Adam Adamant Lives! (BBC, 1966-67) played heavily on the mismatch between the hero's old world values and the liberal new world of his reawakening, personified by his sidekick and accomplice Georgina Jones (Juliet Harmer), a nightclub DJ and life-long Adamant fan, having heard about his daring exploits from her grandfather. The trio is complete by Adamant's unflappable butler Simms, played with stoic reserve by Jack May.

The production, overseen by ex-Doctor Who producer Verity Lambert, balances Adamant's swashbuckling encounters with London's underworld with his inability to fully understand a world that appears to have abandoned his treasured principals of duty, deference and honour. However, a reliance on outlandish plots accentuates the comic implications rather than the moral ones - Adamant dispatches villains with a psychotic zeal that goes entirely uncensured.

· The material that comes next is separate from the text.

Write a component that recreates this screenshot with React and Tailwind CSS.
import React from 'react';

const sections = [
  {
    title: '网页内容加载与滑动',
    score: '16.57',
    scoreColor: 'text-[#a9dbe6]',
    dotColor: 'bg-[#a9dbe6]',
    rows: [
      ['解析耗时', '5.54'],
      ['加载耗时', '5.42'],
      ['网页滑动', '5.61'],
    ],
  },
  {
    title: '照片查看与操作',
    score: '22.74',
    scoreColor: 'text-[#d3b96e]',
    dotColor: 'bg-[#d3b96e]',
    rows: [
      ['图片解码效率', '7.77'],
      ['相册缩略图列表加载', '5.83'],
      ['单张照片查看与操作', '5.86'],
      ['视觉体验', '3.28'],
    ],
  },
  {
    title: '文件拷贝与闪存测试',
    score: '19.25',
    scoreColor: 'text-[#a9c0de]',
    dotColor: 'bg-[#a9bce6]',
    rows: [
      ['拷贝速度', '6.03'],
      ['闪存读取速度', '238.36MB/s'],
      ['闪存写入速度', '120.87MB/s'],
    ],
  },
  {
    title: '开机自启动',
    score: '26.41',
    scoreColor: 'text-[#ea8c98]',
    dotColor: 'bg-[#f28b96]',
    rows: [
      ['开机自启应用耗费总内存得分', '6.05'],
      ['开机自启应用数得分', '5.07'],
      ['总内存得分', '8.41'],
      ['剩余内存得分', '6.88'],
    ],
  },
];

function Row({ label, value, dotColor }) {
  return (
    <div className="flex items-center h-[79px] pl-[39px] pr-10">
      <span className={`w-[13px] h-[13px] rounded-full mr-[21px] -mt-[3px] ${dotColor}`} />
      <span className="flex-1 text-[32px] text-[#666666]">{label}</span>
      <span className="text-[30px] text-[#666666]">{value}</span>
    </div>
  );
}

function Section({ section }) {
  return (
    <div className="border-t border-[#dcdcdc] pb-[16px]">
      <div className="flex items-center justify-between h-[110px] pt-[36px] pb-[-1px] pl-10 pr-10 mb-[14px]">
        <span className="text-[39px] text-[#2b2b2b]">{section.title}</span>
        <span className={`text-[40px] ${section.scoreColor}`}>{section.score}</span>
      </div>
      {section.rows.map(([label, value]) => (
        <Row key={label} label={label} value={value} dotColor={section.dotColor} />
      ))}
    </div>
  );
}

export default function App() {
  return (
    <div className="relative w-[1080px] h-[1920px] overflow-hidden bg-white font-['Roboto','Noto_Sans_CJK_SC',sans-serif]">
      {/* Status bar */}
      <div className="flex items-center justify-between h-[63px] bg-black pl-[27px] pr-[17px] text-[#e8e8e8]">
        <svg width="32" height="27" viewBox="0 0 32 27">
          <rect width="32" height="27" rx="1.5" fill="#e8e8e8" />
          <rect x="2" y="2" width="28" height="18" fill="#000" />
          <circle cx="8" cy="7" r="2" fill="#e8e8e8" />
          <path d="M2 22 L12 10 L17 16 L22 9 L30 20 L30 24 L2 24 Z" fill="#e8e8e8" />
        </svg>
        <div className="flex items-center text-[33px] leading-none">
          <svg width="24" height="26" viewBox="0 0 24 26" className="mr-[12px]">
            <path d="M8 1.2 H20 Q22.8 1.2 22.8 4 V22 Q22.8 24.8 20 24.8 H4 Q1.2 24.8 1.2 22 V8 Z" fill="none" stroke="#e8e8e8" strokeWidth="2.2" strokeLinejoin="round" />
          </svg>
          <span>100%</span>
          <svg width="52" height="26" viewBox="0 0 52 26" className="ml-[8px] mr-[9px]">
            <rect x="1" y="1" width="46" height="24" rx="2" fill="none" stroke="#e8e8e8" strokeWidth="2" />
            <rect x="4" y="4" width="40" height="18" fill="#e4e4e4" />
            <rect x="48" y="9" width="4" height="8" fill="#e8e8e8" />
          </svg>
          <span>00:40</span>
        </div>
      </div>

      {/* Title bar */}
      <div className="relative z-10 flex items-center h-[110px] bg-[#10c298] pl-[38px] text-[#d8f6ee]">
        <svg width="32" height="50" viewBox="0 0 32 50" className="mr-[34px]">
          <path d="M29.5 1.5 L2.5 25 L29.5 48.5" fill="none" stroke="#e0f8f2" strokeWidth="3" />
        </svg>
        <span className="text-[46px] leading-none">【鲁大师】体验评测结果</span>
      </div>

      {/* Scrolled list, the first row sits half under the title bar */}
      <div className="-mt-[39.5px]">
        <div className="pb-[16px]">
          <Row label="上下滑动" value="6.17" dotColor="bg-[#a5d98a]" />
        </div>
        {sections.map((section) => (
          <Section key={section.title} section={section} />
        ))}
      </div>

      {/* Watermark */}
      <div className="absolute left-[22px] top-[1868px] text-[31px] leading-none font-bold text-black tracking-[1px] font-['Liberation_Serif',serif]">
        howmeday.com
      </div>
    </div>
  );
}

The series owes a stylistic debt to The Avengers (ITV 1961-69). The episode 'The League of Uncharitable Ladies' (tx, 22/9/66), directed by Ridley Scott, sees Adamant investigating a club in Pall Mall run by three sinister old ladies - called Faith, Hope and Charity - after a mysterious death in St James' Park. However, Harper's flamboyant performance helps create a hero whose antecedents are more age-of-empire adventurer than spoof spy, although the show's theme song was a Goldfinger-style anthem sung with camp gusto by Kathy Kirby.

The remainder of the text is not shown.